***** SOURCE DATA *****

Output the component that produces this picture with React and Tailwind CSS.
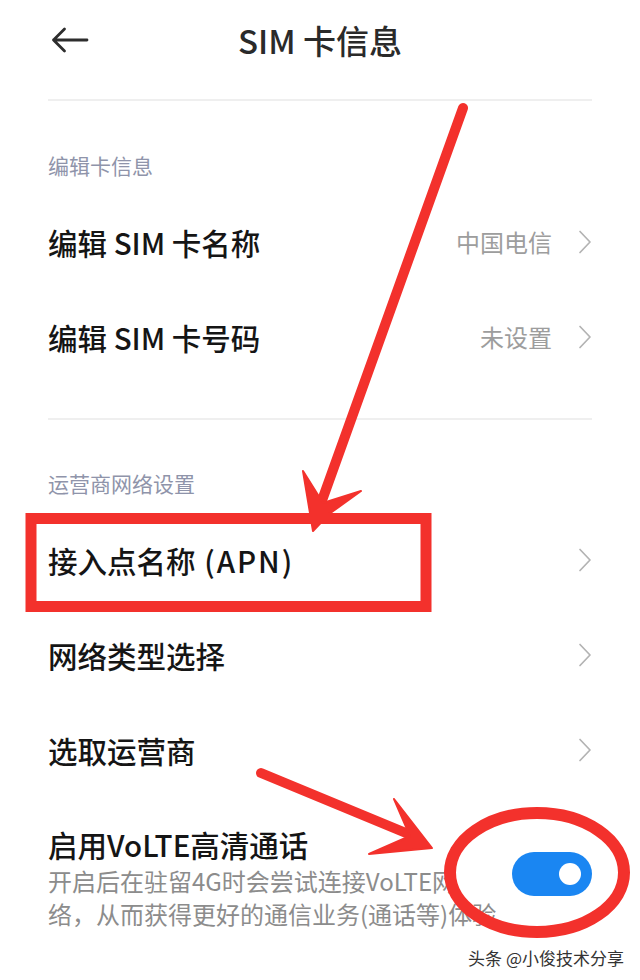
import React from "react";

const font = { fontFamily: '"Noto Sans CJK SC", "Noto Sans", sans-serif' };

const Chevron = () => (
  <svg width="14" height="24" viewBox="0 0 14 24" fill="none">
    <path d="M2 1.5 L12 12 L2 22.5" stroke="#b3b3b3" strokeWidth="1.7" strokeLinecap="round" strokeLinejoin="round" />
  </svg>
);

const Row = ({ title, value }) => (
  <div className="flex items-center justify-between h-[95px]">
    <span className="text-[29.5px] leading-[36px] font-medium text-[#151515]">{title}</span>
    <div className="flex items-center gap-[26px]">
      {value && <span className="text-[24px] leading-[32px] text-[#9d9d9d]">{value}</span>}
      <Chevron />
    </div>
  </div>
);

const SectionHeader = ({ children, pt }) => (
  <div className={`${pt} pb-[15px] text-[21px] leading-[28px] text-[#8f94aa]`}>{children}</div>
);

export default function App() {
  return (
    <div className="relative w-[640px] h-[980px] bg-white overflow-hidden" style={font}>
      <div className="px-[48px]">
        {/* header */}
        <div className="grid grid-cols-[1fr_auto_1fr] items-center h-[80px] mb-[19px]">
          <svg width="38" height="26" viewBox="0 0 38 26" fill="none" className="ml-[3px]">
            <path d="M36 13 H2.5 M13.5 2 L2.5 13 L13.5 24" stroke="#2d2d2d" strokeWidth="2.8" strokeLinecap="round" strokeLinejoin="round" />
          </svg>
          <h1 className="text-[33px] leading-[40px] font-medium text-[#2a2a2a]">SIM 卡信息</h1>
          <div />
        </div>
        <div className="h-[2px] bg-[#efefef]" />

        <SectionHeader pt="pt-[50px]">编辑卡信息</SectionHeader>
        <Row title="编辑 SIM 卡名称" value="中国电信" />
        <Row title="编辑 SIM 卡号码" value="未设置" />

        <div className="mt-[34px] h-[2px] bg-[#efefef]" />

        <SectionHeader pt="pt-[49px]">运营商网络设置</SectionHeader>
        <Row
          title={
            <>
              接入点名称<span className="tracking-[2px]"> (APN)</span>
            </>
          }
        />
        <Row title="网络类型选择" />
        <Row title="选取运营商" />

        {/* VoLTE */}
        <div className="flex items-start justify-between pt-[29px]">
          <div className="min-w-0">
            <div className="text-[29.5px] leading-[36px] font-medium text-[#151515]">启用VoLTE高清通话</div>
            <div className="mt-[2px] text-[24px] leading-[33px] text-[#8c8c8c] whitespace-nowrap">
              开启后在驻留4G时会尝试连接VoLTE网
              <br />
              络，从而获得更好的通信业务(通话等)体验
            </div>
          </div>
          <div className="mt-[26px] w-[80px] h-[44px] rounded-full bg-[#1a86f2] flex items-center justify-end pr-[11px] shrink-0">
            <div className="w-[22px] h-[22px] rounded-full bg-white" />
          </div>
        </div>
      </div>

      {/* red annotations */}
      <svg className="absolute inset-0 pointer-events-none" width="640" height="980" viewBox="0 0 640 980">
        <g fill="#f3312c" stroke="#f3312c">
          <line x1="463" y1="108" x2="320" y2="506" strokeWidth="10" strokeLinecap="round" />
          <polygon points="303,471 323,503 361,491 329,514 313,531" strokeWidth="2" strokeLinejoin="round" />
          <rect x="31" y="518.5" width="395" height="88" fill="none" strokeWidth="11" />
          <line x1="261" y1="773" x2="418" y2="838" strokeWidth="10" strokeLinecap="round" />
          <polygon points="394,799 432,848 369,854 410,836" strokeWidth="2" strokeLinejoin="round" />
          <ellipse cx="537" cy="872.5" rx="87" ry="59.5" fill="none" strokeWidth="12" />
        </g>
      </svg>

      <div className="absolute right-[16px] top-[946px] text-[17px] leading-[24px] text-[#333] [text-shadow:0_0_2px_#fff,0_0_2px_#fff]">
        头条 @小俊技术分享
      </div>
    </div>
  );
}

*****

#### [GIVEN REQUEST]
Leaving out the pictures, repeat the data above exactly.

#### [ANSWER FOR THIS EXERCISE]
Output the component that produces this picture with React and Tailwind CSS.
import React from "react";

const font = { fontFamily: '"Noto Sans CJK SC", "Noto Sans", sans-serif' };

const Chevron = () => (
  <svg width="14" height="24" viewBox="0 0 14 24" fill="none">
    <path d="M2 1.5 L12 12 L2 22.5" stroke="#b3b3b3" strokeWidth="1.7" strokeLinecap="round" strokeLinejoin="round" />
  </svg>
);

const Row = ({ title, value }) => (
  <div className="flex items-center justify-between h-[95px]">
    <span className="text-[29.5px] leading-[36px] font-medium text-[#151515]">{title}</span>
    <div className="flex items-center gap-[26px]">
      {value && <span className="text-[24px] leading-[32px] text-[#9d9d9d]">{value}</span>}
      <Chevron />
    </div>
  </div>
);

const SectionHeader = ({ children, pt }) => (
  <div className={`${pt} pb-[15px] text-[21px] leading-[28px] text-[#8f94aa]`}>{children}</div>
);

export default function App() {
  return (
    <div className="relative w-[640px] h-[980px] bg-white overflow-hidden" style={font}>
      <div className="px-[48px]">
        {/* header */}
        <div className="grid grid-cols-[1fr_auto_1fr] items-center h-[80px] mb-[19px]">
          <svg width="38" height="26" viewBox="0 0 38 26" fill="none" className="ml-[3px]">
            <path d="M36 13 H2.5 M13.5 2 L2.5 13 L13.5 24" stroke="#2d2d2d" strokeWidth="2.8" strokeLinecap="round" strokeLinejoin="round" />
          </svg>
          <h1 className="text-[33px] leading-[40px] font-medium text-[#2a2a2a]">SIM 卡信息</h1>
          <div />
        </div>
        <div className="h-[2px] bg-[#efefef]" />

        <SectionHeader pt="pt-[50px]">编辑卡信息</SectionHeader>
        <Row title="编辑 SIM 卡名称" value="中国电信" />
        <Row title="编辑 SIM 卡号码" value="未设置" />

        <div className="mt-[34px] h-[2px] bg-[#efefef]" />

        <SectionHeader pt="pt-[49px]">运营商网络设置</SectionHeader>
        <Row
          title={
            <>
              接入点名称<span className="tracking-[2px]"> (APN)</span>
            </>
          }
        />
        <Row title="网络类型选择" />
        <Row title="选取运营商" />

        {/* VoLTE */}
        <div className="flex items-start justify-between pt-[29px]">
          <div className="min-w-0">
            <div className="text-[29.5px] leading-[36px] font-medium text-[#151515]">启用VoLTE高清通话</div>
            <div className="mt-[2px] text-[24px] leading-[33px] text-[#8c8c8c] whitespace-nowrap">
              开启后在驻留4G时会尝试连接VoLTE网
              <br />
              络，从而获得更好的通信业务(通话等)体验
            </div>
          </div>
          <div className="mt-[26px] w-[80px] h-[44px] rounded-full bg-[#1a86f2] flex items-center justify-end pr-[11px] shrink-0">
            <div className="w-[22px] h-[22px] rounded-full bg-white" />
          </div>
        </div>
      </div>

      {/* red annotations */}
      <svg className="absolute inset-0 pointer-events-none" width="640" height="980" viewBox="0 0 640 980">
        <g fill="#f3312c" stroke="#f3312c">
          <line x1="463" y1="108" x2="320" y2="506" strokeWidth="10" strokeLinecap="round" />
          <polygon points="303,471 323,503 361,491 329,514 313,531" strokeWidth="2" strokeLinejoin="round" />
          <rect x="31" y="518.5" width="395" height="88" fill="none" strokeWidth="11" />
          <line x1="261" y1="773" x2="418" y2="838" strokeWidth="10" strokeLinecap="round" />
          <polygon points="394,799 432,848 369,854 410,836" strokeWidth="2" strokeLinejoin="round" />
          <ellipse cx="537" cy="872.5" rx="87" ry="59.5" fill="none" strokeWidth="12" />
        </g>
      </svg>

      <div className="absolute right-[16px] top-[946px] text-[17px] leading-[24px] text-[#333] [text-shadow:0_0_2px_#fff,0_0_2px_#fff]">
        头条 @小俊技术分享
      </div>
    </div>
  );
}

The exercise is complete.